- 2 tbsp vegetable oil
- 2 tbsp curry paste
- 2 tbsp ginger paste
- 2 large potatoes (or 3 medium)
- 1 red bell pepper
- 1 cup sliced mushrooms
- 2 green onions (Bok Choy)
- 2 cups vegetable stock
- 1 tbsp brown sugar
- 1 tbsp soy sauce
- 2 cups coconut milk
- 2 tbsp lime juice
- 4 cups rice noodles
- 1 cup chopped peanuts (optional)
- 2 limes
- 1/2 cup coriander
- 4 green onions
- 1 cup chili sauce
1. Bring 4 cups of water to a boil and add rice noodles. Cook for 3-4 minutes or until soft. Rinse in cold water to stop the cooking process and set aside.
2. Place potatoes in the microwave for 1 minute on high to begin the cooking process. Dice into small pieces, about 1/2”, until you have 2 cups worth.

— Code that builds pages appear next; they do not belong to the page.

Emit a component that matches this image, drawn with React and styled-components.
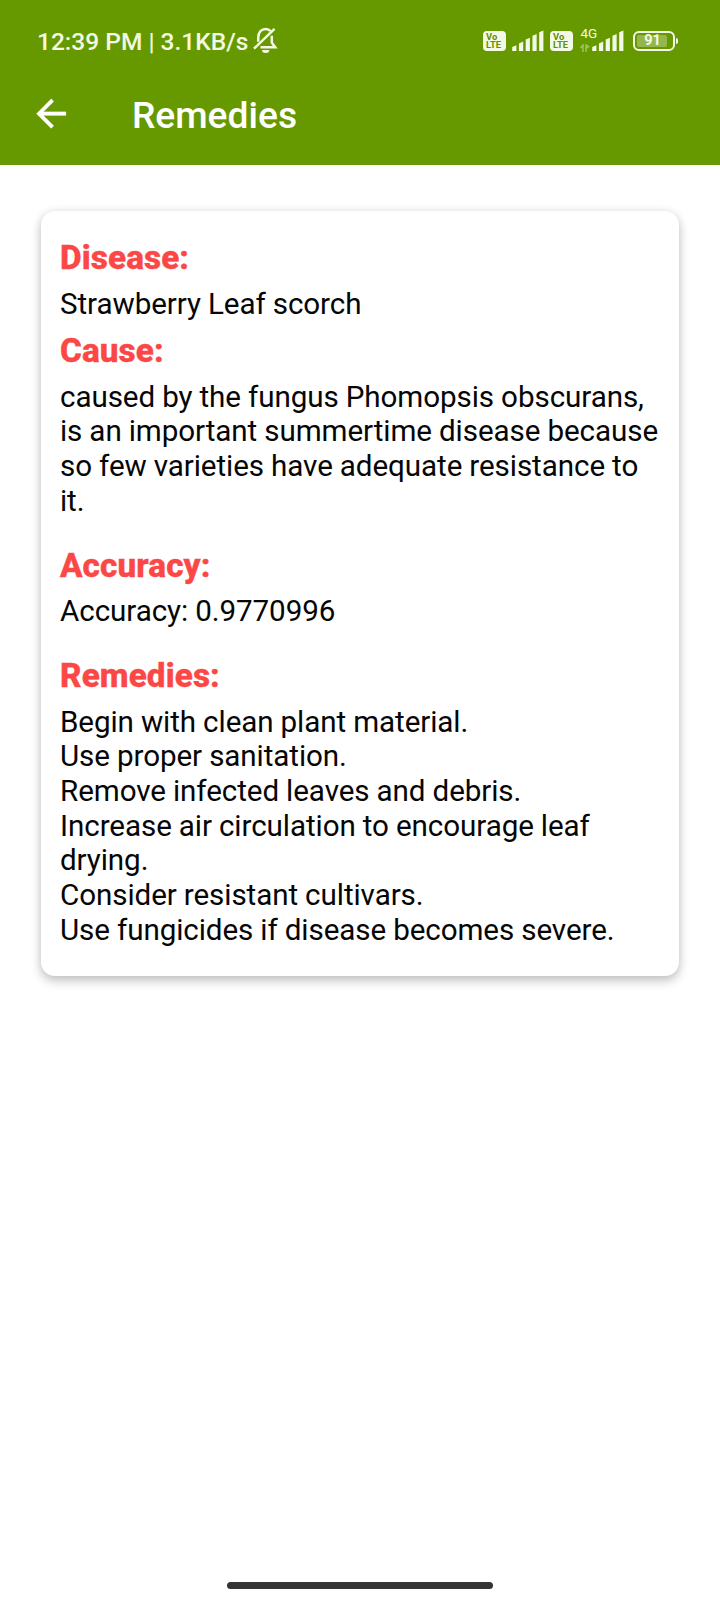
import React from "react";
import styled, { createGlobalStyle } from "styled-components";

const GlobalStyle = createGlobalStyle`
  * { box-sizing: border-box; }
  body { margin: 0; background: #fff; font-family: Roboto, sans-serif; }
`;

const Screen = styled.div`
  width: 720px;
  height: 1600px;
  display: flex;
  flex-direction: column;
  overflow: hidden;
  background: #fff;
`;

const Header = styled.header`
  height: 164.5px;
  background: #669900;
  color: #fff;
`;

const StatusBar = styled.div`
  height: 81px;
  padding: 0 42px 0 37px;
  display: flex;
  align-items: center;
  justify-content: space-between;
  color: #f3f9e4;
`;

const StatusGroup = styled.div`
  display: flex;
  align-items: center;
`;

const Clock = styled.span`
  margin-top: 2px;
  font-size: 24.5px;
  line-height: 30px;
  font-weight: 500;
  white-space: pre;
`;

const Icon = styled.svg`
  display: block;
  flex: none;
  margin-left: ${(p) => p.$gap || 0}px;
`;

const VolteBadge = styled.span`
  width: 23px;
  height: 20px;
  margin-left: ${(p) => p.$gap || 0}px;
  padding: 2px 0 0 3.5px;
  border-radius: 4px;
  background: #f3f9e4;
  color: #5f9100;
  display: flex;
  flex-direction: column;
  font-size: 9.4px;
  line-height: 8.3px;
  font-weight: 700;
`;

const NetworkColumn = styled.span`
  width: 12px;
  height: 25px;
  margin: -3px 0 0 7px;
  display: flex;
  flex-direction: column;
  justify-content: space-between;
`;

const NetworkType = styled.span`
  margin-left: 1px;
  font-size: 13.5px;
  line-height: 12px;
  white-space: nowrap;
`;

const Battery = styled.span`
  width: 42px;
  height: 20px;
  margin-left: 9px;
  padding: 2px;
  border: 2px solid #f3f9e4;
  border-radius: 6px;
  display: flex;
`;

const BatteryLevel = styled.span`
  width: 91%;
  border-radius: 2px;
  background: rgba(255, 255, 255, 0.3);
  display: flex;
  align-items: center;
  justify-content: center;
  font-size: 14.5px;
  line-height: 12px;
  font-weight: 700;
  padding: 1px 0 0 1px;
`;

const BatteryTip = styled.span`
  width: 2.5px;
  height: 6px;
  margin-left: 1px;
  border-radius: 0 2px 2px 0;
  background: #f3f9e4;
`;

const Toolbar = styled.div`
  height: 66px;
  padding-left: 29px;
  display: flex;
  align-items: center;
`;

const Title = styled.h1`
  margin: 1.5px 0 0 58.5px;
  font-size: 37.2px;
  line-height: 42px;
  font-weight: 500;
`;

const Content = styled.main`
  flex: 1;
  padding: 46px 41px 0;
`;

const Card = styled.section`
  height: 765.5px;
  padding: 27.75px 19px;
  border-radius: 14px;
  background: #fff;
  box-shadow: 0 5px 11px rgba(0, 0, 0, 0.22), 0 0 9px rgba(0, 0, 0, 0.08);
`;

const Heading = styled.h2`
  margin: ${(p) => p.$before || 0}px 0 9.25px;
  font-size: 33.3px;
  line-height: 39px;
  font-weight: 800;
  letter-spacing: 0.1px;
  -webkit-text-stroke: 0.4px #fb4846;
  color: #fb4846;
`;

const Line = styled.p`
  margin: 0;
  font-size: 29.6px;
  line-height: 34.67px;
  letter-spacing: -0.08px;
  word-spacing: -0.2px;
  color: #060606;
  white-space: nowrap;
`;

const NavArea = styled.footer`
  height: 26px;
  display: flex;
  justify-content: center;
`;

const HomeIndicator = styled.div`
  margin-top: 8px;
  width: 266px;
  height: 7px;
  border-radius: 4px;
  background: #353535;
`;

const MutedBell = () => (
  <Icon $gap={3.5} width="26" height="28" viewBox="0 0.8 26 28" fill="none" stroke="currentColor" strokeWidth="2.5">
    <path d="M6.2 15.5V11.5C6.2 6 9.5 2.7 13.5 2.7C16 2.7 17.6 3.6 18.6 4.8" />
    <path d="M2 22.5L22.5 2.6" />
    <path d="M19.8 9.5V16.5L23.2 21H8.5" />
    <path d="M10 23.8h7.4a3.7 3 0 0 1-7.4 0z" fill="currentColor" stroke="none" />
  </Icon>
);

const Volte = ({ gap }) => (
  <VolteBadge $gap={gap}>
    <span>Vo</span>
    <span>LTE</span>
  </VolteBadge>
);

const barTops = [15.5, 11.8, 8, 4.2, 0.6];

const Signal = ({ gap }) => (
  <Icon $gap={gap} width="32" height="21" viewBox="0 0 32 21" fill="currentColor">
    {barTops.map((top, i) => (
      <path key={top} d={`M${i * 6.75 + 0.2} ${top + 1.6}l4.2-1.8V21h-4.2z`} />
    ))}
  </Icon>
);

const DataArrows = () => (
  <Icon width="10" height="8" viewBox="0 0 10 8" fill="none" stroke="currentColor" strokeWidth="1.4" opacity="0.45">
    <path d="M3 8V1L0.6 4M6 8V1L8.6 2.6L6 4.4" />
  </Icon>
);

const BackArrow = () => (
  <Icon
    width="44.4"
    height="44.4"
    viewBox="0 0.3 24 24"
    fill="currentColor"
    stroke="currentColor"
    strokeWidth="0.1"
    strokeLinejoin="round"
  >
    <path d="M20 11H7.83l5.59-5.59L12 4l-8 8 8 8 1.41-1.41L7.83 13H20v-2z" />
  </Icon>
);

const sections = [
  { title: "Disease:", lines: ["Strawberry Leaf scorch"] },
  {
    title: "Cause:",
    before: 10.25,
    lines: [
      "caused by the fungus Phomopsis obscurans,",
      "is an important summertime disease because",
      "so few varieties have adequate resistance to",
      "it.",
    ],
  },
  { title: "Accuracy:", before: 27.75, lines: ["Accuracy: 0.9770996"] },
  {
    title: "Remedies:",
    before: 27.25,
    lines: [
      "Begin with clean plant material.",
      "Use proper sanitation.",
      "Remove infected leaves and debris.",
      "Increase air circulation to encourage leaf",
      "drying.",
      "Consider resistant cultivars.",
      "Use fungicides if disease becomes severe.",
    ],
  },
];

export default function App() {
  return (
    <Screen>
      <GlobalStyle />
      <Header>
        <StatusBar>
          <StatusGroup>
            <Clock>12:39 PM | 3.1KB/s</Clock>
            <MutedBell />
          </StatusGroup>
          <StatusGroup>
            <Volte />
            <Signal gap={6} />
            <Volte gap={6} />
            <NetworkColumn>
              <NetworkType>4G</NetworkType>
              <DataArrows />
            </NetworkColumn>
            <Signal gap={0} />
            <Battery>
              <BatteryLevel>91</BatteryLevel>
            </Battery>
            <BatteryTip />
          </StatusGroup>
        </StatusBar>
        <Toolbar>
          <BackArrow />
          <Title>Remedies</Title>
        </Toolbar>
      </Header>
      <Content>
        <Card>
          {sections.map((s) => (
            <React.Fragment key={s.title}>
              <Heading $before={s.before}>{s.title}</Heading>
              {s.lines.map((l) => (
                <Line key={l}>{l}</Line>
              ))}
            </React.Fragment>
          ))}
        </Card>
      </Content>
      <NavArea>
        <HomeIndicator />
      </NavArea>
    </Screen>
  );
}
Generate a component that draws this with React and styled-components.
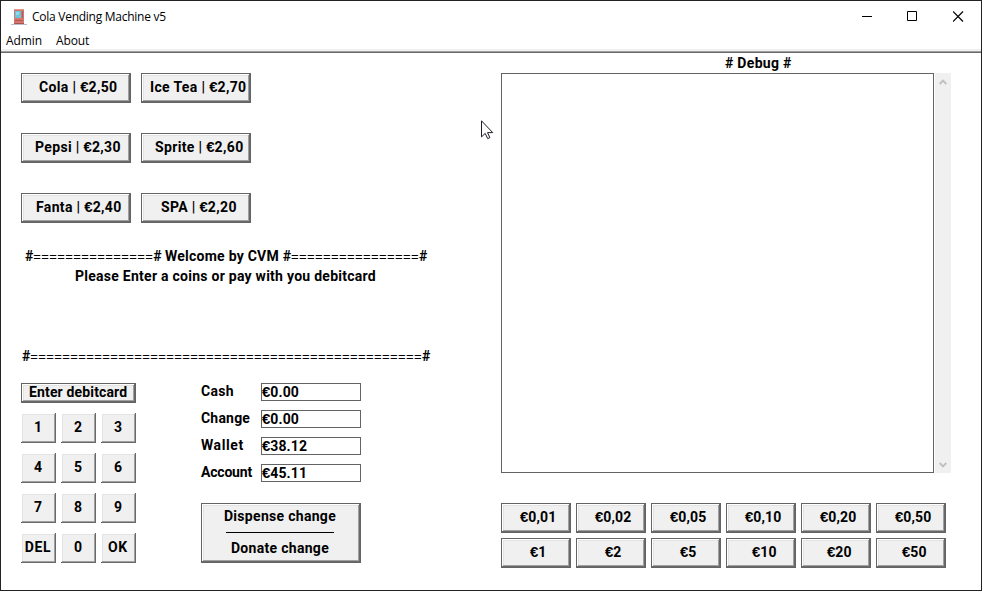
import React from "react";
import styled, { createGlobalStyle, css } from "styled-components";

const GlobalStyle = createGlobalStyle`
  *, *::before, *::after { box-sizing: border-box; }
  html, body { margin: 0; padding: 0; background: #fff; overflow: hidden; }
  button { margin: 0; border: 0; border-radius: 0; color: #000; cursor: default; }
`;

const systemFont = css`
  font-family: Roboto, "Liberation Sans", sans-serif;
  font-size: 14px;
  font-weight: 700;
  line-height: 20px;
  white-space: pre;
`;

const Window = styled.div`
  width: 982px;
  height: 591px;
  display: flex;
  flex-direction: column;
  border: 1px solid #242226;
  background: #fff;
  color: #000;
`;

const TitleBar = styled.header`
  height: 31px;
  display: flex;
  align-items: center;
  padding-left: 10px;
  gap: 5px;
  font: 12px "Open Sans", sans-serif;
`;

const Title = styled.span`
  flex: 1;
  letter-spacing: -0.26px;
`;

const Controls = styled.div`
  display: flex;
  height: 31px;
`;

const Control = styled.button`
  width: 45.5px;
  padding: 0;
  display: flex;
  align-items: center;
  justify-content: center;
  background: transparent;
`;

const MenuBar = styled.nav`
  height: 21px;
  display: flex;
  gap: 14px;
  padding: 0 5px;
  font: 12px/18px "Open Sans", sans-serif;
  letter-spacing: -0.1px;
  box-shadow: inset 0 -1px #696969, inset 0 -2px #a0a0a0, inset 0 -4px #f0f0f0;
`;

const Content = styled.main`
  flex: 1;
  display: grid;
  grid-template-columns: 480px 450px;
  padding-left: 20px;
  ${systemFont}
`;

const LeftPane = styled.section`
  padding-top: 20px;
`;

const RightPane = styled.section`
  display: flex;
  flex-direction: column;
`;

const raised = css`
  box-shadow: inset -1px -1px #696969, inset 1px 1px #fff,
    inset -2px -2px #a0a0a0, inset 2px 2px #e3e3e3;
`;

const framed = css`
  border: 1px solid #646464;
  ${raised}
`;

const PushButton = styled.button`
  ${systemFont}
  ${framed}
  width: ${(p) => p.$width}px;
  height: ${(p) => p.$height || 30}px;
  display: flex;
  align-items: center;
  padding: 0 0 2px ${(p) => p.$indent}px;
  background: #f0f0f0;
  letter-spacing: ${(p) => p.$spacing ?? 0.3}px;
`;

const Drinks = styled.div`
  display: grid;
  grid-template-columns: 110px 110px;
  gap: 30px 10px;
`;

const Euro = styled.span`
  font: 700 15px/16px "Liberation Sans", sans-serif;
  letter-spacing: 0;
`;

const Display = styled.div`
  height: 120px;
  margin-top: 23px;
`;

const DisplayLine = styled.div`
  height: 20px;
  padding-left: ${(p) => p.$indent}px;
  margin-top: ${(p) => p.$gap || 0}px;
  letter-spacing: ${(p) => p.$spacing || 0}px;
`;

const Rule = styled.span`
  font: 400 13px/16px "Liberation Sans", sans-serif;
  letter-spacing: 0.4px;
`;

const Welcome = styled.span`
  letter-spacing: 0.25px;
`;

const PaymentPanel = styled.div`
  display: grid;
  grid-template-columns: 115px 160px;
  column-gap: 65px;
  margin-top: 17px;
`;

const CardPanel = styled.div`
  display: flex;
  flex-direction: column;
  gap: 10px;
`;

const Keypad = styled.div`
  display: grid;
  grid-template-columns: repeat(3, 35px);
  gap: 10px 5px;
`;

const Key = styled.button`
  ${systemFont}
  ${raised}
  height: 30px;
  padding: 0 1px 2px 0;
  display: flex;
  align-items: center;
  justify-content: center;
  background: #f0f0f0;
  letter-spacing: ${(p) => p.$spacing || 0}px;
`;

const Balances = styled.div`
  display: flex;
  flex-direction: column;
  gap: 9px;
  height: 120px;
`;

const Balance = styled.div`
  display: grid;
  grid-template-columns: 60px 100px;
  grid-template-rows: 18px;
`;

const BalanceLabel = styled.span`
  line-height: 17px;
  letter-spacing: ${(p) => p.$spacing}px;
`;

const BalanceValue = styled.span`
  border: 1px solid #646464;
  line-height: 16px;
  letter-spacing: 0.1px;
`;

const ChangeButton = styled.button`
  ${systemFont}
  ${framed}
  width: 160px;
  height: 60px;
  padding: 2px 2px 0 0;
  display: flex;
  flex-direction: column;
  align-items: center;
  background: #f0f0f0;
  letter-spacing: 0.3px;
`;

const Divider = styled.span`
  width: 108px;
  height: 1px;
  margin: 6px 0 5px;
  background: #000;
`;

const DebugTitle = styled.div`
  height: 20px;
  padding-left: 224px;
  letter-spacing: 0.3px;
`;

const DebugArea = styled.div`
  height: 400px;
  display: grid;
  grid-template-columns: 433px 16px;
  column-gap: 1px;
`;

const DebugLog = styled.div`
  border: 1px solid #646464;
`;

const ScrollBar = styled.div`
  display: flex;
  flex-direction: column;
  justify-content: space-between;
  align-items: center;
  padding: 6px 1px 5px 0;
  background: #f0f0f0;
`;

const Coins = styled.div`
  display: grid;
  grid-template-columns: repeat(6, 70px);
  gap: 5px;
  margin-top: 30px;
`;

const Cursor = styled.svg`
  position: absolute;
  left: 481px;
  top: 120px;
`;

const drinks = [
  ["Cola | ", "2,50", 17],
  ["Ice Tea | ", "2,70", 8],
  ["Pepsi | ", "2,30", 13],
  ["Sprite | ", "2,60", 13],
  ["Fanta | ", "2,40", 14],
  ["SPA | ", "2,20", 19],
];

const keys = ["1", "2", "3", "4", "5", "6", "7", "8", "9", "DEL", "0", "OK"];
const keySpacing = { DEL: 0.7, OK: 0.6 };

const balances = [
  ["Cash", "0.00", 0.3],
  ["Change", "0.00", 0.2],
  ["Wallet", "38.12", 0.6],
  ["Account", "45.11", -0.2],
];

const coins = [
  ["0,01", 18], ["0,02", 18], ["0,05", 18], ["0,10", 18], ["0,20", 18], ["0,50", 18],
  ["1", 28], ["2", 28], ["5", 28], ["10", 25], ["20", 25], ["50", 25],
];

function Price({ children }) {
  return (
    <span>
      <Euro>€</Euro>
      {children}
    </span>
  );
}

function MachineIcon() {
  return (
    <svg width="16" height="16" viewBox="0 0 16 16" shapeRendering="crispEdges">
      <path d="M0 15h16v1H0z" fill="#b9bccb" />
      <path d="M3 0h10v15H3z" fill="#d4766b" />
      <path d="M3 0h10v1H3z" fill="#e39a8c" />
      <path d="M4 2h6v7H4z" fill="#67c5dc" />
      <path d="M5 3h3v3H5z" fill="#8bdcec" />
      <path d="M11 2h1v7h-1z" fill="#b55a54" />
      <path d="M4 11h8v1H4z" fill="#b55650" />
      <path d="M3 14h10v1H3z" fill="#a9544e" />
    </svg>
  );
}

function ScrollArrow({ down }) {
  return (
    <svg width="8" height="6" viewBox="0 0 8 6">
      <path
        d={down ? "M0.7 1 4 4.3 7.3 1" : "M0.7 5 4 1.7 7.3 5"}
        fill="none"
        stroke="#bfbfbf"
        strokeWidth="1.9"
      />
    </svg>
  );
}

export default function App() {
  return (
    <>
      <GlobalStyle />
      <Window>
        <TitleBar>
          <MachineIcon />
          <Title>Cola Vending Machine v5</Title>
          <Controls>
            <Control aria-label="Minimize">
              <svg width="11" height="11"><path d="M0 5.5h10" stroke="#000" /></svg>
            </Control>
            <Control aria-label="Maximize">
              <svg width="11" height="11"><path d="M.5.5h9v9h-9z" fill="none" stroke="#000" /></svg>
            </Control>
            <Control aria-label="Close">
              <svg width="11" height="11"><path d="M0 .5l10 10M10 .5l-10 10" stroke="#000" strokeWidth="1.2" /></svg>
            </Control>
          </Controls>
        </TitleBar>
        <MenuBar>
          <span>Admin</span>
          <span>About</span>
        </MenuBar>
        <Content>
          <LeftPane>
            <Drinks>
              {drinks.map(([name, price, indent]) => (
                <PushButton key={name} $width={110} $indent={indent} $spacing={0.35}>
                  {name}
                  <Price>{price}</Price>
                </PushButton>
              ))}
            </Drinks>
            <Display>
              <DisplayLine $indent={4}>
                #<Rule>{"=".repeat(15)}</Rule># <Welcome>Welcome by CVM </Welcome>
                #<Rule>{"=".repeat(16)}</Rule>#
              </DisplayLine>
              <DisplayLine $indent={54} $spacing={0.26}>
                Please Enter a coins or pay with you debitcard
              </DisplayLine>
              <DisplayLine $indent={1} $gap={60}>
                #<Rule>{"=".repeat(49)}</Rule>#
              </DisplayLine>
            </Display>
            <PaymentPanel>
              <CardPanel>
                <PushButton $width={115} $height={20} $indent={7} $spacing={0.15}>
                  Enter debitcard
                </PushButton>
                <Keypad>
                  {keys.map((k) => (
                    <Key key={k} $spacing={keySpacing[k]}>{k}</Key>
                  ))}
                </Keypad>
              </CardPanel>
              <div>
                <Balances>
                  {balances.map(([label, value, spacing]) => (
                    <Balance key={label}>
                      <BalanceLabel $spacing={spacing}>{label}</BalanceLabel>
                      <BalanceValue><Price>{value}</Price></BalanceValue>
                    </Balance>
                  ))}
                </Balances>
                <ChangeButton>
                  <span>Dispense change</span>
                  <Divider />
                  <span>Donate change</span>
                </ChangeButton>
              </div>
            </PaymentPanel>
          </LeftPane>
          <RightPane>
            <DebugTitle># Debug #</DebugTitle>
            <DebugArea>
              <DebugLog />
              <ScrollBar>
                <ScrollArrow />
                <ScrollArrow down />
              </ScrollBar>
            </DebugArea>
            <Coins>
              {coins.map(([value, indent]) => (
                <PushButton key={value} $width={70} $indent={indent} $spacing={0.1}>
                  <Price>{value}</Price>
                </PushButton>
              ))}
            </Coins>
          </RightPane>
        </Content>
      </Window>
      <Cursor width="13" height="20" viewBox="0 0 13 20">
        <path
          d="M.5.8v16.1l3.7-3.5 2.5 5.2 2.2-1-2.4-5h5.2z"
          fill="#fff"
          stroke="#1c1c2c"
        />
      </Cursor>
    </>
  );
}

3. Julienne slice the red bell pepper
4. Grab your 2 of your green onions and remove and separate the green part of leaves from the bottom white stalks. Julienne slice both parts and keep separated.
5. Shave remaining green onions with a peeler to form a slight curl and put to the side for garnish.
6. Slice the limes into quarters creating 8 wedges
7. Chop the coriander
1. Heat vegetable oil in a large sauté pan on medium temp.
2. Add in ginger and curry paste – mix well – being careful not to burn.
3. Add in potatoes, bok choy white stems, red bell pepper, mushrooms, and mix.
4. Poor in the vegetable stock and simmer on low heat for 5 minutes to allow the potatoes to soften.
5. Stir in brown sugar, soy sauce and coconut milk. Simmer for 3 minutes.
6. Add bok choy green leaves, stir and cook for 1 minute.
1. Place a hand full of cooked rice noodles into individual bowls, and ladle the soup on top of noodles.
2. Place 2 lime wedges on each side of the bowls
3. Top with chopped coriander and optional peanuts
4. Drizzle approximately 2 tbsp of chili sauce on top of each bowl of soup, and serve!